Incest Death Squad is a fun way to get people to go: what the fuck did you just say? And then people watch it and see it’s not all incest. Maybe it’s not all death or squad! I hope that people who check it out understand that it’s not just goofy for the sake of being goofy, that there’s actually a point, and a script, and a lot of time was spent on it. But at this level I have no money to spend, I don’t have a big budget, so I’ve gotta do something to get people’s attention. I don’t think there’s anything better to do that than Incest Death Squad.
Y Spy: So tell me about what you’re doing next.
Udler: The next movie is pure exploitation; it’s not horror in any way. (I actually don’t see Incest 1 and 2 as being horror movies, either.) It’s called Mediatrix. I’ve always wanted to do one “based on a true story,” and it kind of is. The source material was something very interesting to my co-writer and I. It’s the story of a woman; we pick up on her life when she’s in her 30s and she’s living with her mother, who is a false spiritualist selling spiritual snake oil. Really, they’re just terrible people, and she’s kind of a whore. She gets pregnant and has to leave, and does that. It takes us through her dementia, where her mother has trained her to be a false spiritualist, and it goes all the way to her being even crazier and starting her own cult. The she’s (supposedly) visited by the Virgin Mary, suffering the stigmata.
We have Debbie Rochon, and she’ll be playing the Virgin Mary. We’re very, very fortunate to have her in the movie. Everybody says that’s the greatest casting ever; that’s her greatest role. I know! When I was coming up with the idea I had one person in mind to play the Virgin Mary. I won’t even make the goddamn movie if I can’t have her in it. Luckily enough, she’s a sweetheart, very accessible, and is really into the movie, and we’re excited to have her.
It’s Christploitation, it’s sexploitation, it’s a lot of manipulation, a lot of bad language, but it’s not a horror movie. People asked me what style it was. My answer is that it’s my There Will Be Blood, with a lot of boobs! There Will Be Boobs!
We’re shooting it in October here in the quiet charms of Wisconsin, and hopefully we’ll have it out by Christmas.
Y Spy: So what are the release plans for Incest Death Squad 2?
Udler: The release of Incest Death Squad 2 will happen on September 17th at 9 o’clock pm, at www.horrorsociety.com. The reason I’m doing it online is [that] I spent a long time going through distribution companies, and I was fighting with some movie theaters to find a place to screen the premiere. With the distributors, your main goal is to get people to see it, but I want to have my cake and eat it too, because I want people to see the movie but also maintain some control over it. So fuck it! Let’s do an online premiere, for free. Everyone from around the world can tune in and watch it. I’m not asking you to do anything but watch a free movie. You don’t even need to put your pants on!

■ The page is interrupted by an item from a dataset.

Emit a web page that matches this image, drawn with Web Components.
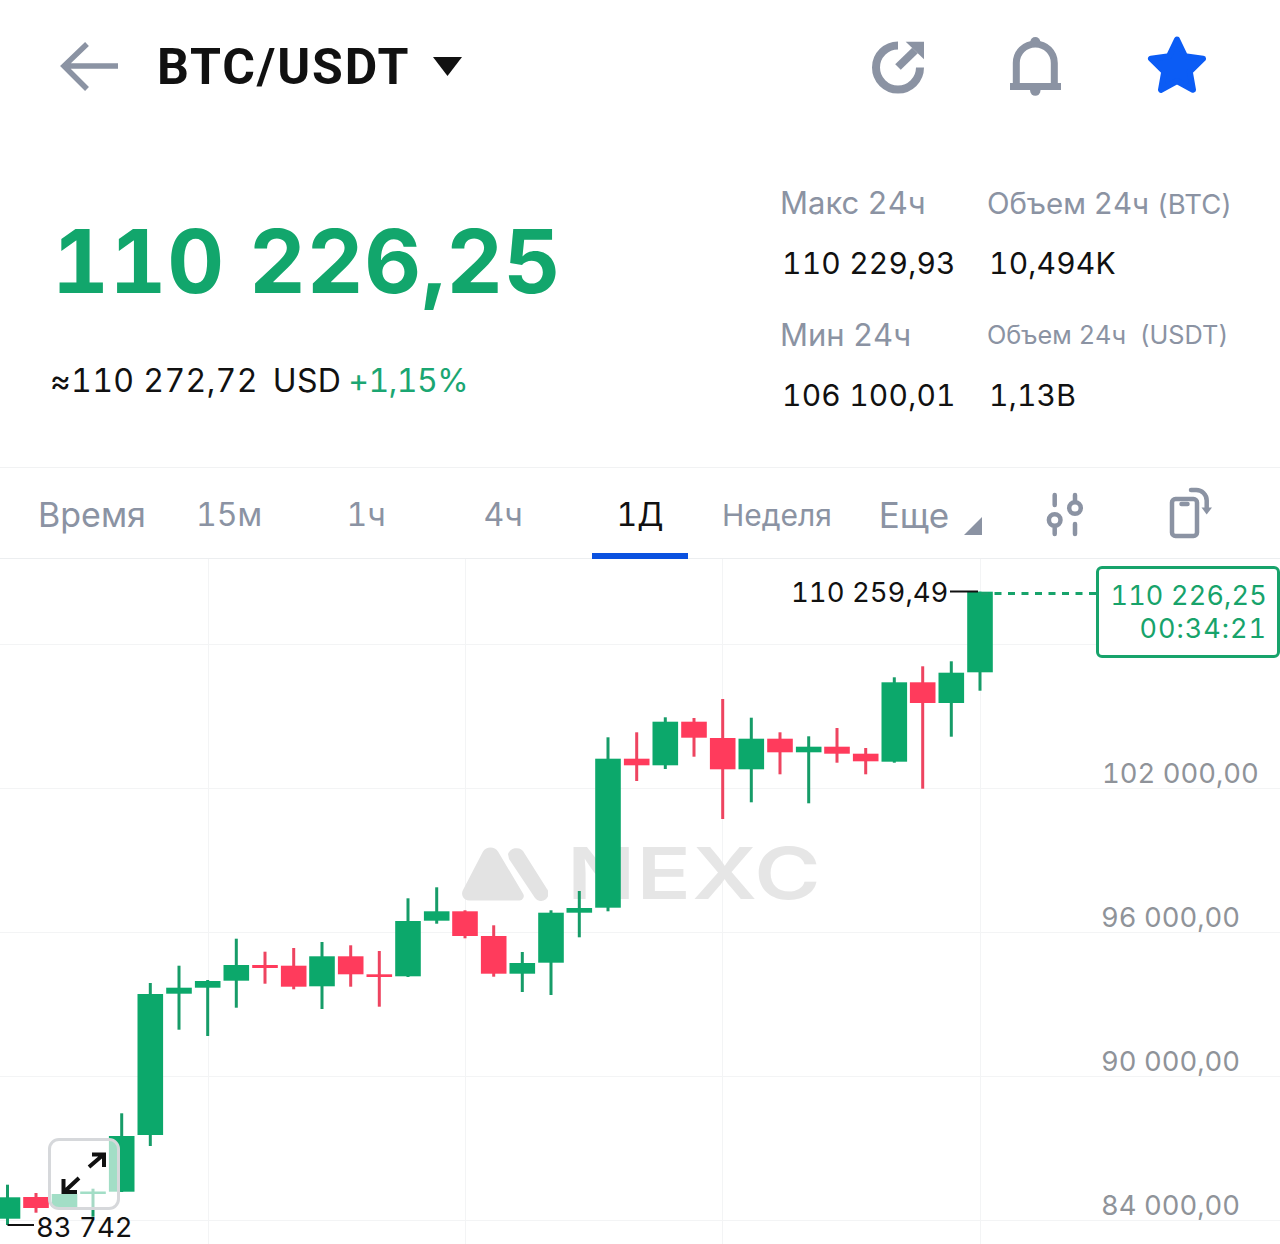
<!DOCTYPE html>
<html lang="ru">
<head>
<meta charset="utf-8">
<title>BTC/USDT</title>
<style>
  html, body { margin: 0; padding: 0; background: #fff; }
  body { width: 1280px; height: 1244px; overflow: hidden; font-family: Inter, "Noto Sans", sans-serif; color: #111; font-variant-numeric: tabular-nums; }
  .paren { font-size: 27.500px; }
  .unit { margin-left: 6px; }
</style>
</head>
<body>
<nx-header>BTC/USDT</nx-header>
<nx-ticker>
  <span slot="price">110 226,25</span>
  <span slot="fiat">≈110 272,72 <span class="unit">USD</span></span>
  <span slot="change">+1,15%</span>
  <nx-stat><span slot="label">Макс 24ч</span>110 229,93</nx-stat>
  <nx-stat><span slot="label" style="font-size:29.500px">Объем 24ч <span class="paren">(BTC)</span></span>10,494K</nx-stat>
  <nx-stat><span slot="label">Мин 24ч</span>106 100,01</nx-stat>
  <nx-stat small><span slot="label">Объем 24ч&nbsp; (USDT)</span>1,13B</nx-stat>
</nx-ticker>
<nx-tabs></nx-tabs>
<nx-chart></nx-chart>

<script>
const GRAY = "#8b93a3";

class NxHeader extends HTMLElement {
  constructor() {
    super();
    this.attachShadow({ mode: "open" });
    this.shadowRoot.innerHTML = `
    <style>
      :host { display: flex; align-items: flex-start; height: 134px; box-sizing: border-box; padding: 36px 72px 0 58px; }
      svg { display: block; }
      #title { font: 700 50px/62px Roboto, sans-serif; color: #111; margin-left: 33px; letter-spacing: 1.850px; }
      #caret { margin: 21px 0 0 22px; }
      #actions { margin-left: auto; display: flex; }
      #bell { margin: 0 82px 0 80px; }
    </style>
    <svg width="66" height="60" viewBox="58 36 66 60" fill="none" stroke="${GRAY}" stroke-width="5.500">
      <path d="M118 66H64M87 44 64 66l23 23"/>
    </svg>
    <div id="title"><slot></slot></div>
    <svg id="caret" width="30" height="20" viewBox="432 57 30 20" fill="#111"><path d="M433 57h29L447.500 76z"/></svg>
    <div id="actions">
      <svg width="60" height="60" viewBox="868 36 60 60" fill="none" stroke="${GRAY}" stroke-width="8">
        <path d="M898 45.500A22 22 0 1 0 920 67.500"/>
        <path d="M898 67 915 50.500"/>
        <path d="M905.700 41.700H924V59.300z" fill="${GRAY}" stroke="none"/>
      </svg>
      <svg id="bell" width="56" height="60" viewBox="1008 36 56 60" fill="${GRAY}">
        <circle cx="1035.300" cy="42" r="5"/>
        <circle cx="1035.300" cy="90.500" r="5.200"/>
        <rect x="1010" y="83" width="51" height="7"/>
        <path d="M1016.300 84V63a19 19 0 0 1 38 0V84" fill="none" stroke="${GRAY}" stroke-width="7"/>
      </svg>
      <svg width="62" height="60" viewBox="1146 36 62 60" fill="#0b5cf5" stroke="#0b5cf5" stroke-width="6" stroke-linejoin="round">
        <path d="M1177 39.500 1184.900 56.100 1203 58.700 1189.800 71.700 1193 89.800 1177 81 1161 89.800 1164.200 71.700 1151 58.700 1169.100 56.100z"/>
      </svg>
    </div>
    `;
  }
}
customElements.define("nx-header", NxHeader);

class NxStat extends HTMLElement {
  constructor() {
    super();
    this.attachShadow({ mode: "open" });
    this.shadowRoot.innerHTML = `
    <style>
      :host { display: block; height: 132px; }
      #label { font-size: 31px; line-height: 40px; color: ${GRAY}; height: 40px; white-space: nowrap; }
      :host([small]) #label { font-size: 25.300px; }
      #value { font-size: 30px; line-height: 40px; color: #111; margin: 20px 0 0 2px; letter-spacing: .2px; white-space: nowrap; }
    </style>
    <div id="label"><slot name="label"></slot></div>
    <div id="value"><slot></slot></div>
    `;
  }
}
customElements.define("nx-stat", NxStat);

class NxTicker extends HTMLElement {
  constructor() {
    super();
    this.attachShadow({ mode: "open" });
    this.shadowRoot.innerHTML = `
    <style>
      :host { display: flex; height: 333px; box-sizing: border-box; }
      #left { width: 780px; box-sizing: border-box; padding: 74px 0 0 50px; }
      #price { font-size: 88px; line-height: 106px; font-weight: 700; color: #12a66c; margin-left: 2px; letter-spacing: .7px; white-space: nowrap; }
      #sub { display: flex; gap: 7px; margin-top: 47px; font-size: 32px; line-height: 40px; letter-spacing: .35px; white-space: nowrap; }
      #change { color: #1ba672; letter-spacing: -.5px; }
      #stats { display: grid; grid-template-columns: 207px 1fr; align-content: start; padding-top: 49px; }
    </style>
    <div id="left">
      <div id="price"><slot name="price"></slot></div>
      <div id="sub"><span><slot name="fiat"></slot></span><span id="change"><slot name="change"></slot></span></div>
    </div>
    <div id="stats"><slot></slot></div>
    `;
  }
}
customElements.define("nx-ticker", NxTicker);

class NxTabs extends HTMLElement {
  constructor() {
    super();
    this.attachShadow({ mode: "open" });
    const names = ["Время", "15м", "1ч", "4ч", "1Д", "Неделя", "Еще"];
    const sizes = [34, 32, 32, 32, 32, 30, 35];
    this.shadowRoot.innerHTML = `
    <style>
      :host { display: flex; height: 92px; box-sizing: border-box; border-top: 1px solid #f1f2f3; border-bottom: 1px solid #eceef0; padding-left: 23.500px; }
      #list { display: grid; grid-template-columns: repeat(7, 137px); }
      .tab { position: relative; height: 90px; text-align: center; line-height: 94px; color: ${GRAY}; }
      .tab.on { color: #111; }
      .tab.on::after { content: ""; position: absolute; left: 20.500px; width: 96px; bottom: -1px; height: 6px; background: #0b52e0; }
      #corner { position: absolute; left: 118.500px; top: 49px; }
      #tools { display: flex; align-items: flex-start; }
      svg { display: block; }
    </style>
    <div id="list">
      ${names.map((n, i) => `<div class="tab ${i == 4 ? "on" : ""}" style="font-size:${sizes[i]}px">${n}${i == 6 ? `<svg id="corner" width="18" height="18" viewBox="964 517.500 18 18" fill="${GRAY}"><path d="M964 535.500h18v-18z"/></svg>` : ""}</div>`).join("")}
    </div>
    <div id="tools">
      <svg style="margin:22px 0 0 62.500px" width="40" height="48" viewBox="1045 490 40 48" fill="none" stroke="${GRAY}" stroke-width="4.500" stroke-linecap="round">
        <path d="M1054.700 495V505M1054.700 528V534M1075 495V500M1075 524V534"/>
        <circle cx="1054.700" cy="520" r="5.800"/><circle cx="1075" cy="508" r="5.800"/>
      </svg>
      <svg style="margin:19px 0 0 83px" width="48" height="52" viewBox="1168 487 48 52" fill="none" stroke="${GRAY}" stroke-width="4.500" stroke-linecap="round">
        <rect x="1172" y="499" width="25" height="37" rx="3.500"/>
        <path d="M1181.500 504H1187.500M1191 490h5a10.500 10.500 0 0 1 10.700 10.500V509"/>
        <path d="M1201.500 507.500H1212L1206.700 514.500z" fill="${GRAY}" stroke="none"/>
      </svg>
    </div>
    `;
  }
}
customElements.define("nx-tabs", NxTabs);

// [center x, body top, body bottom, wick top, wick bottom, up?] in page pixels
const CANDLES = [
  [7.500, 1197.300, 1218.700, 1184.700, 1225, 1],
  [36, 1197, 1208, 1193, 1212.700, 0],
  [64.500, 1194, 1207, 1192, 1210, 1],
  [93, 1191.500, 1194, 1188.700, 1216.700, 1],
  [121.700, 1136, 1191.700, 1113.300, 1192, 1],
  [150.300, 994, 1135, 983, 1146, 1],
  [179, 987.700, 993.700, 965.700, 1029.700, 1],
  [207.700, 981, 987.700, 980, 1036, 1],
  [236.300, 965, 980.700, 938.700, 1007.700, 1],
  [265, 965, 968, 951.700, 983.700, 0],
  [293.700, 965.700, 986.700, 948, 989.300, 0],
  [322, 956.300, 986.300, 942, 1009, 1],
  [350.700, 956.300, 974.300, 945.300, 986.700, 0],
  [379.300, 974.300, 977, 951, 1006.700, 0],
  [408, 921, 976.300, 898.300, 977, 1],
  [436.700, 911.300, 920.700, 887.300, 923.700, 1],
  [465, 911.300, 936, 910.300, 938.300, 0],
  [493.700, 936, 973.700, 925.300, 976.700, 0],
  [522.300, 963, 973.700, 952, 992, 1],
  [551, 912.700, 962.700, 910.300, 995, 1],
  [579.300, 908, 912.700, 891, 937.300, 1],
  [608, 758.700, 907.700, 737.300, 911.300, 1],
  [636.700, 758.700, 765.300, 732.300, 781, 0],
  [665.300, 721.700, 765.300, 717.300, 769, 1],
  [694, 721.700, 737.700, 718, 756.700, 0],
  [722.700, 738, 769.300, 699, 819, 0],
  [751.300, 738.700, 769.300, 717.700, 802.300, 1],
  [780, 738.700, 752.300, 732.300, 774.300, 0],
  [808.700, 746.700, 752.300, 736.300, 803.300, 1],
  [837, 746.700, 753.700, 728, 762.700, 0],
  [865.700, 753.700, 761.300, 748, 774.300, 0],
  [894.300, 682.300, 761.700, 677.300, 762.700, 1],
  [922.700, 682.300, 703, 666.300, 788.700, 0],
  [951.300, 672.700, 703, 661.300, 736.700, 1],
  [980, 591.700, 672.300, 591.700, 690.700, 1],
];

class NxChart extends HTMLElement {
  constructor() {
    super();
    this.attachShadow({ mode: "open" });
    const grid = [644.5, 788.5, 932.5, 1076.5, 1220.5].map((y) => `<path d="M0 ${y}H1280"/>`).join("")
      + [208.5, 465.5, 722.5, 980.5].map((x) => `<path d="M${x} 559V1244"/>`).join("");
    const candles = CANDLES.map(([x, top, bottom, wTop, wBottom, up]) => {
      const body = up ? "#0ca86b" : "#ff3b5c";
      const wick = up ? "#169c68" : "#ee4460";
      return `<rect x="${x - 1.5}" y="${wTop}" width="3" height="${wBottom - wTop}" fill="${wick}"/>`
        + `<rect x="${x - 12.8}" y="${top}" width="25.600" height="${bottom - top}" fill="${body}"/>`;
    }).join("");
    const scale = [["102 000,00", 1102, 196], ["96 000,00", 1101, 340], ["90 000,00", 1101, 484], ["84 000,00", 1101, 628]];
    this.shadowRoot.innerHTML = `
    <style>
      :host { display: block; position: relative; height: 685px; overflow: hidden; }
      svg { position: absolute; left: 0; top: 0; display: block; }
      .scale, .mark { position: absolute; white-space: nowrap; line-height: 36px; }
      .scale { font-size: 27.400px; color: #8f9399; }
      .mark { font-size: 27.500px; color: #111; }
      #mark-wm { left: 462px; top: 288px; }
      #wordmark { position: absolute; left: 567px; top: 273px; font-size: 72px; line-height: 82px; font-weight: 600; color: #e6e6e6; letter-spacing: 1px; transform-origin: left center; transform: scaleX(1.25); }
      #tag { position: absolute; left: 1096px; top: 7px; width: 184px; height: 92px; box-sizing: border-box; border: 3px solid #17a36b; border-radius: 6px; padding: 0 10px 0 0; background: #fff; color: #17a36b; font-size: 27px; line-height: 33px; letter-spacing: .2px; text-align: right; display: flex; flex-direction: column; justify-content: center; }
      #tag span + span { letter-spacing: 1px; }
      #expand { position: absolute; left: 48px; top: 579px; width: 72px; height: 72px; box-sizing: border-box; border: 3px solid #d6d8db; border-radius: 11px; background: rgba(255,255,255,.62); }
      #expand svg { left: 0; top: 0; }
    </style>
    <svg width="1280" height="685" viewBox="0 559 1280 685" fill="none" stroke="#f3f4f5" stroke-width="1">${grid}</svg>
    <svg id="mark-wm" width="86" height="54" viewBox="0 0 86 54" fill="#e3e3e3">
      <path d="M21 4.500a9 9 0 0 1 15 0l25 42a4.500 4.500 0 0 1-4 7H7a7 7 0 0 1-6-10.500z"/>
      <path d="M46 7a9 9 0 0 1 15-3l24 38a7.500 7.500 0 0 1-12 9L47 12z"/>
    </svg>
    <div id="wordmark">NEXC</div>
    <svg width="1280" height="685" viewBox="0 559 1280 685">
      ${candles}
      <path d="M950 591.500H978" stroke="#111" stroke-width="2"/>
      <path d="M981 593.500H1096" stroke="#17a36b" stroke-width="3" stroke-dasharray="7 6.500"/>
      <path d="M7.500 1225H34" stroke="#111" stroke-width="2"/>
    </svg>
    ${scale.map(([t, x, y]) => `<span class="scale" style="left:${x}px;top:${y}px">${t}</span>`).join("")}
    <span class="mark" style="left:791px;top:15px">110 259,49</span>
    <span class="mark" style="left:36px;top:650px">83 742</span>
    <div id="tag"><span>110 226,25</span><span>00:34:21</span></div>
    <div id="expand">
      <svg width="66" height="66" viewBox="51 1142 66 66" fill="none" stroke="#111" stroke-width="4">
        <path d="M89 1168 103 1156M92 1155.500H104V1168"/>
        <path d="M79 1179 64 1193M63.500 1180V1193H77"/>
      </svg>
    </div>
    `;
  }
}
customElements.define("nx-chart", NxChart);
</script>
</body>
</html>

After that night, it will be available on DVD, and hopefully everybody enjoys it enough that they want to get the DVD and see the special features. We’ll probably do some screenings; there are some cool places in Chicago, and somebody in Tulsa wants to run the movie. We’ll probably do Milwaukee; we probably won’t do Madison, unfortunately. That’s kind of the plan. Then we’ll dig into the next one. We’ll keep putting movies out until we start making money. That’s all there is to it.
Y Spy: So if you could make a big studio film, would you accept the loss of artistic freedom?
Udler: Absolutely! Where do I sign? Ti West, who did House of the Devil – a brilliant film, Hitchcockian in a way – went studio and made Cabin Fever 2, which was not a good movie, at all. He basically said: hate the movie, don’t blame me, blame the studio. So he got the royal screwjob from the studio system. But I’ve always said I would absolutely do it. I’m not a greedy person; I’m not an egotistical person. So I’d probably take the money and crawl right back underground and make something completely demented and hope that the people who supported me up to that point don’t jump off the wagon.
Everybody says it, [but] I would never say: “I would take it, but I would do it my way! I’d make sure to tell the studio where to stick it!” Nobody does that! If you want to make the money, you go and make the money. Saw 17? Great! It’s in 3-D, and Paris Hilton and Lindsay Lohan are starring? Good, let’s make it! Action! Where’s my check?
I don’t like jobs! I did radio for a long time and I liked that job, but that’s really been the only job since I was 16 that I’ve liked. Otherwise, I hate working, and I hate schlepping, but I love doing this stuff. If I never make any money doing this, that’s okay. The fact that I’ve been able to do this is enough.